The mind map group showed statistically significant improvement in delayed recall (after 1 week) compared to the note-taking group. However, the effect size was modest (approximately 10% improvement), and the mind mapping group spent significantly longer on the encoding task (averaging 22 minutes versus 12 minutes for notes).

The study's limitations have been noted: the note-taking condition instructed participants to take linear notes without further guidance, which may have disadvantaged that condition. Optimal note-taking strategies (organization, elaboration, self-testing) weren't controlled for.

The Encoding Advantage Debate

The debate about mind mapping centers on encoding versus retrieval. The encoding hypothesis proposes that mind maps create richer memory traces because they require elaborative processing—the act of organizing relationships between concepts produces better encoding than linear recording. The retrieval hypothesis proposes that mind maps create better retrieval cues because the spatial layout provides multiple access routes to the same information.

Evidence supports both mechanisms partially. The elaborative processing required to organize information spatially does seem to produce richer encoding compared to linear recording. However, the specific benefit over other elaborative strategies (concept mapping, self-explanation, practice testing) remains unclear.

Critics note that the brain doesn't actually function like a radial mind map—no evidence shows that information stored in the brain takes this format. The spatial metaphor may be a useful organizational tool without reflecting actual neural organization.

When Mind Mapping Actually Works

Mind mapping appears most effective when:

Structuring complex information: When material has multiple relationships between concepts, the spatial organization helps reveal structure that linear formats obscure.

Generating overviews: Mind maps are excellent for previewing or reviewing material, providing gestalt-level understanding before diving into details.

Collaborative planning: Group mind mapping sessions can reveal different perspectives and generate shared understanding.

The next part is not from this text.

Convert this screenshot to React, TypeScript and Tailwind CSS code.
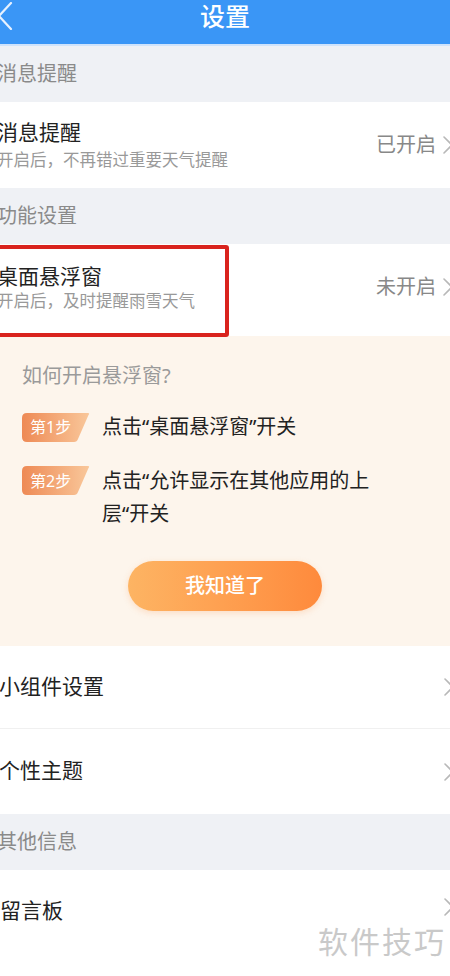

Mind mapping appears less clearly beneficial when:

Simple material: For straightforward information with few relationships, the overhead of creating a mind map may exceed the benefit.

Deep learning: When the goal is deep conceptual understanding rather than retention of relationships, other strategies (elaborative interrogation, practice testing) have stronger evidence.

Practical Guidance

Don't accept Buzan's overclaims: Mind mapping is a useful organizational tool, not a miracle memory technique. Expect modest benefits over passive reading, comparable benefits to other active strategies.

Use it for structuring, not just recording: Mind maps created from memory (after studying) likely produce more benefit than copying existing information into map format.

Consider alternatives: Concept maps (more formal semantic relationships), self-explanation, and practice testing all have stronger evidence bases for learning than mind mapping.

Match tool to task: Mind maps are excellent for brainstorming and overview generation; they may be less optimal for detailed analytical work where linear precision matters.